• _Information shown_:
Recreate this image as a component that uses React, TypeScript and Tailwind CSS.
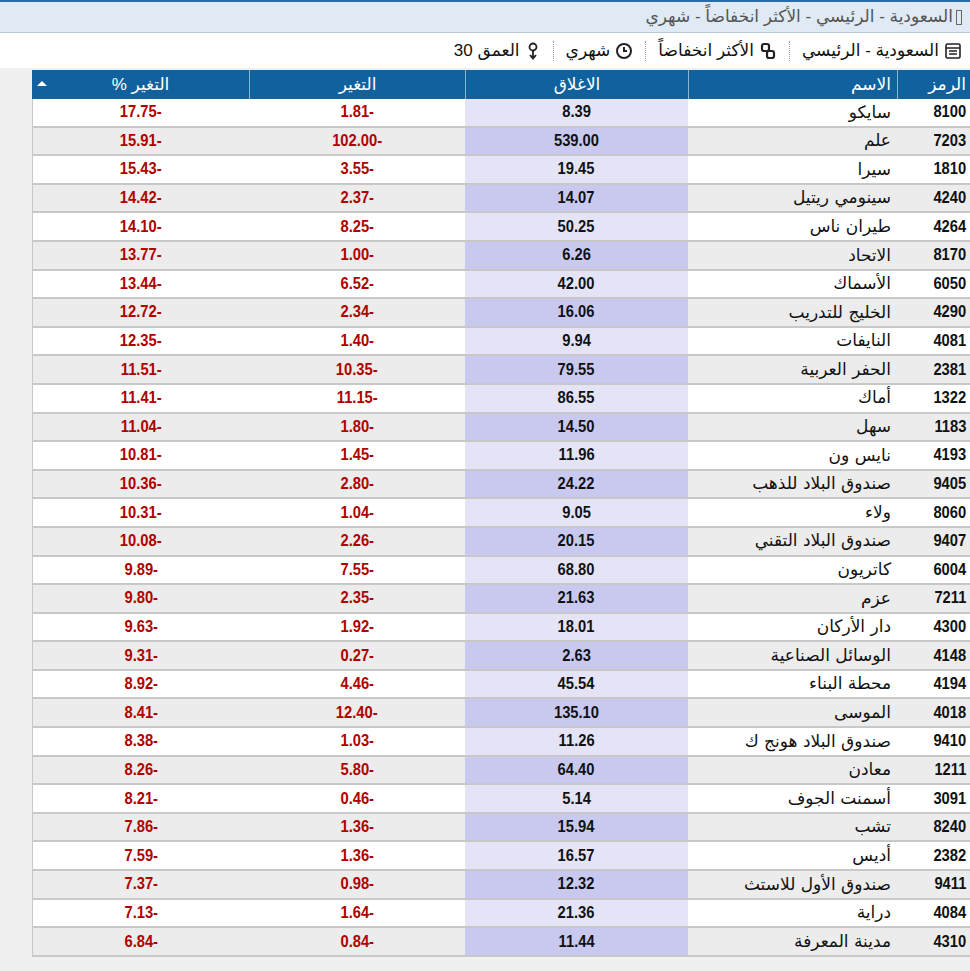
const rows: [string,string,string,string,string][] = [
["8100","سايكو","8.39","1.81-","17.75-"],
["7203","علم","539.00","102.00-","15.91-"],
["1810","سيرا","19.45","3.55-","15.43-"],
["4240","سينومي ريتيل","14.07","2.37-","14.42-"],
["4264","طيران ناس","50.25","8.25-","14.10-"],
["8170","الاتحاد","6.26","1.00-","13.77-"],
["6050","الأسماك","42.00","6.52-","13.44-"],
["4290","الخليج للتدريب","16.06","2.34-","12.72-"],
["4081","النايفات","9.94","1.40-","12.35-"],
["2381","الحفر العربية","79.55","10.35-","11.51-"],
["1322","أماك","86.55","11.15-","11.41-"],
["1183","سهل","14.50","1.80-","11.04-"],
["4193","نايس ون","11.96","1.45-","10.81-"],
["9405","صندوق البلاد للذهب","24.22","2.80-","10.36-"],
["8060","ولاء","9.05","1.04-","10.31-"],
["9407","صندوق البلاد التقني","20.15","2.26-","10.08-"],
["6004","كاتريون","68.80","7.55-","9.89-"],
["7211","عزم","21.63","2.35-","9.80-"],
["4300","دار الأركان","18.01","1.92-","9.63-"],
["4148","الوسائل الصناعية","2.63","0.27-","9.31-"],
["4194","محطة البناء","45.54","4.46-","8.92-"],
["4018","الموسى","135.10","12.40-","8.41-"],
["9410","صندوق البلاد هونج ك","11.26","1.03-","8.38-"],
["1211","معادن","64.40","5.80-","8.26-"],
["3091","أسمنت الجوف","5.14","0.46-","8.21-"],
["8240","تشب","15.94","1.36-","7.86-"],
["2382","أديس","16.57","1.36-","7.59-"],
["9411","صندوق الأول للاستث","12.32","0.98-","7.37-"],
["4084","دراية","21.36","1.64-","7.13-"],
["4310","مدينة المعرفة","11.44","0.84-","6.84-"],
];
const F = { fontFamily: '"Liberation Sans", "DejaVu Sans", sans-serif' };
const N = ({ v }: { v: string }) => <span dir="ltr" className="inline-block scale-x-[0.92]">{v}</span>;
export default function App() {
  return (
    <div dir="rtl" className="w-[970px] h-[971px] bg-[#f0f0f0] overflow-hidden text-[#111]" style={F}>
      <div className="h-[33px] bg-[#dfeaf4] border-t-2 border-[#2a6aa8] border-b border-b-[#b8c8d8] flex items-center pr-[8px] text-[17px] text-[#555]">
        <span className="inline-block w-[6px] h-[15px] border border-[#666] ml-[3px]"></span>
        السعودية - الرئيسي - الأكثر انخفاضاً - شهري
      </div>
      <div className="h-[35px] bg-white flex items-center pr-[8px] text-[17px] gap-[12px]">
        <span className="flex items-center gap-[5px]"><svg width="18" height="18" viewBox="0 0 18 18" fill="none" stroke="#222" strokeWidth="1.6"><rect x="2" y="2" width="14" height="14" rx="1.5"/><path d="M2 6h14M5 9h8M5 12h8"/></svg>السعودية - الرئيسي</span>
        <span className="border-r border-dotted border-[#999] h-[20px]"></span>
        <span className="flex items-center gap-[5px]"><svg width="18" height="18" viewBox="0 0 18 18" fill="none" stroke="#222" strokeWidth="2.2"><rect x="3" y="2" width="7" height="7" rx="2"/><rect x="8" y="9" width="7" height="7" rx="2"/></svg>الأكثر انخفاضاً</span>
        <span className="border-r border-dotted border-[#999] h-[20px]"></span>
        <span className="flex items-center gap-[5px]"><svg width="18" height="18" viewBox="0 0 18 18" fill="none" stroke="#222" strokeWidth="2"><circle cx="9" cy="9" r="7"/><path d="M9 5v4h3"/></svg>شهري</span>
        <span className="border-r border-dotted border-[#999] h-[20px]"></span>
        <span className="flex items-center gap-[5px]"><svg width="16" height="18" viewBox="0 0 16 18" fill="none" stroke="#222" strokeWidth="1.8"><circle cx="8" cy="5" r="3.5"/><path d="M8 8.5v8M5 13l3 3.5 3-3.5"/></svg>العمق 30</span>
      </div>
      <div className="ml-[32px] mt-[2px]">
        <div className="flex h-[29px] bg-[#10619e] text-white text-[17px]">
          <div className="w-[73px] px-[4px] flex items-center border-l border-[#8fb3d3]">الرمز</div>
          <div className="w-[209px] px-[6px] flex items-center border-l border-[#8fb3d3]">الاسم</div>
          <div className="w-[223px] flex items-center justify-center border-l border-[#8fb3d3]">الاغلاق</div>
          <div className="w-[216px] flex items-center justify-center border-l border-[#8fb3d3]">التغير</div>
          <div className="flex-1 flex items-center justify-center relative">التغير %<span className="absolute left-[5px] top-[11px] w-0 h-0 border-x-[5px] border-x-transparent border-b-[5px] border-b-white"></span></div>
        </div>
        {rows.map((r, i) => {
          const alt = i % 2 === 1;
          return (
            <div key={i} className={`flex h-[28.6px] border-b-2 border-[#c8c8c8] text-[16px] font-bold ${alt ? "bg-[#ececec]" : "bg-white"}`}>
              <div className="w-[73px] px-[2px] flex items-center"><N v={r[0]} /></div>
              <div className="w-[209px] px-[6px] flex items-center font-normal text-[17px]" style={{ fontFamily: '"DejaVu Sans", "Noto Sans", sans-serif' }}>{r[1]}</div>
              <div className={`w-[223px] flex items-center justify-center ${alt ? "bg-[#c9c9f0]" : "bg-[#e4e4f6]"}`}><N v={r[2]} /></div>
              <div className="w-[216px] flex items-center justify-center text-[#b00000]"><N v={r[3]} /></div>
              <div className="flex-1 flex items-center justify-center text-[#b00000] border-l border-[#c8c8c8]"><N v={r[4]} /></div>
            </div>
          );
        })}
      </div>
    </div>
  );
}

• _Instructions to follow_: Set every line down exactly as written, leaving each picture out.

• _Reply_:
Recreate this image as a component that uses React, TypeScript and Tailwind CSS.
const rows: [string,string,string,string,string][] = [
["8100","سايكو","8.39","1.81-","17.75-"],
["7203","علم","539.00","102.00-","15.91-"],
["1810","سيرا","19.45","3.55-","15.43-"],
["4240","سينومي ريتيل","14.07","2.37-","14.42-"],
["4264","طيران ناس","50.25","8.25-","14.10-"],
["8170","الاتحاد","6.26","1.00-","13.77-"],
["6050","الأسماك","42.00","6.52-","13.44-"],
["4290","الخليج للتدريب","16.06","2.34-","12.72-"],
["4081","النايفات","9.94","1.40-","12.35-"],
["2381","الحفر العربية","79.55","10.35-","11.51-"],
["1322","أماك","86.55","11.15-","11.41-"],
["1183","سهل","14.50","1.80-","11.04-"],
["4193","نايس ون","11.96","1.45-","10.81-"],
["9405","صندوق البلاد للذهب","24.22","2.80-","10.36-"],
["8060","ولاء","9.05","1.04-","10.31-"],
["9407","صندوق البلاد التقني","20.15","2.26-","10.08-"],
["6004","كاتريون","68.80","7.55-","9.89-"],
["7211","عزم","21.63","2.35-","9.80-"],
["4300","دار الأركان","18.01","1.92-","9.63-"],
["4148","الوسائل الصناعية","2.63","0.27-","9.31-"],
["4194","محطة البناء","45.54","4.46-","8.92-"],
["4018","الموسى","135.10","12.40-","8.41-"],
["9410","صندوق البلاد هونج ك","11.26","1.03-","8.38-"],
["1211","معادن","64.40","5.80-","8.26-"],
["3091","أسمنت الجوف","5.14","0.46-","8.21-"],
["8240","تشب","15.94","1.36-","7.86-"],
["2382","أديس","16.57","1.36-","7.59-"],
["9411","صندوق الأول للاستث","12.32","0.98-","7.37-"],
["4084","دراية","21.36","1.64-","7.13-"],
["4310","مدينة المعرفة","11.44","0.84-","6.84-"],
];
const F = { fontFamily: '"Liberation Sans", "DejaVu Sans", sans-serif' };
const N = ({ v }: { v: string }) => <span dir="ltr" className="inline-block scale-x-[0.92]">{v}</span>;
export default function App() {
  return (
    <div dir="rtl" className="w-[970px] h-[971px] bg-[#f0f0f0] overflow-hidden text-[#111]" style={F}>
      <div className="h-[33px] bg-[#dfeaf4] border-t-2 border-[#2a6aa8] border-b border-b-[#b8c8d8] flex items-center pr-[8px] text-[17px] text-[#555]">
        <span className="inline-block w-[6px] h-[15px] border border-[#666] ml-[3px]"></span>
        السعودية - الرئيسي - الأكثر انخفاضاً - شهري
      </div>
      <div className="h-[35px] bg-white flex items-center pr-[8px] text-[17px] gap-[12px]">
        <span className="flex items-center gap-[5px]"><svg width="18" height="18" viewBox="0 0 18 18" fill="none" stroke="#222" strokeWidth="1.6"><rect x="2" y="2" width="14" height="14" rx="1.5"/><path d="M2 6h14M5 9h8M5 12h8"/></svg>السعودية - الرئيسي</span>
        <span className="border-r border-dotted border-[#999] h-[20px]"></span>
        <span className="flex items-center gap-[5px]"><svg width="18" height="18" viewBox="0 0 18 18" fill="none" stroke="#222" strokeWidth="2.2"><rect x="3" y="2" width="7" height="7" rx="2"/><rect x="8" y="9" width="7" height="7" rx="2"/></svg>الأكثر انخفاضاً</span>
        <span className="border-r border-dotted border-[#999] h-[20px]"></span>
        <span className="flex items-center gap-[5px]"><svg width="18" height="18" viewBox="0 0 18 18" fill="none" stroke="#222" strokeWidth="2"><circle cx="9" cy="9" r="7"/><path d="M9 5v4h3"/></svg>شهري</span>
        <span className="border-r border-dotted border-[#999] h-[20px]"></span>
        <span className="flex items-center gap-[5px]"><svg width="16" height="18" viewBox="0 0 16 18" fill="none" stroke="#222" strokeWidth="1.8"><circle cx="8" cy="5" r="3.5"/><path d="M8 8.5v8M5 13l3 3.5 3-3.5"/></svg>العمق 30</span>
      </div>
      <div className="ml-[32px] mt-[2px]">
        <div className="flex h-[29px] bg-[#10619e] text-white text-[17px]">
          <div className="w-[73px] px-[4px] flex items-center border-l border-[#8fb3d3]">الرمز</div>
          <div className="w-[209px] px-[6px] flex items-center border-l border-[#8fb3d3]">الاسم</div>
          <div className="w-[223px] flex items-center justify-center border-l border-[#8fb3d3]">الاغلاق</div>
          <div className="w-[216px] flex items-center justify-center border-l border-[#8fb3d3]">التغير</div>
          <div className="flex-1 flex items-center justify-center relative">التغير %<span className="absolute left-[5px] top-[11px] w-0 h-0 border-x-[5px] border-x-transparent border-b-[5px] border-b-white"></span></div>
        </div>
        {rows.map((r, i) => {
          const alt = i % 2 === 1;
          return (
            <div key={i} className={`flex h-[28.6px] border-b-2 border-[#c8c8c8] text-[16px] font-bold ${alt ? "bg-[#ececec]" : "bg-white"}`}>
              <div className="w-[73px] px-[2px] flex items-center"><N v={r[0]} /></div>
              <div className="w-[209px] px-[6px] flex items-center font-normal text-[17px]" style={{ fontFamily: '"DejaVu Sans", "Noto Sans", sans-serif' }}>{r[1]}</div>
              <div className={`w-[223px] flex items-center justify-center ${alt ? "bg-[#c9c9f0]" : "bg-[#e4e4f6]"}`}><N v={r[2]} /></div>
              <div className="w-[216px] flex items-center justify-center text-[#b00000]"><N v={r[3]} /></div>
              <div className="flex-1 flex items-center justify-center text-[#b00000] border-l border-[#c8c8c8]"><N v={r[4]} /></div>
            </div>
          );
        })}
      </div>
    </div>
  );
}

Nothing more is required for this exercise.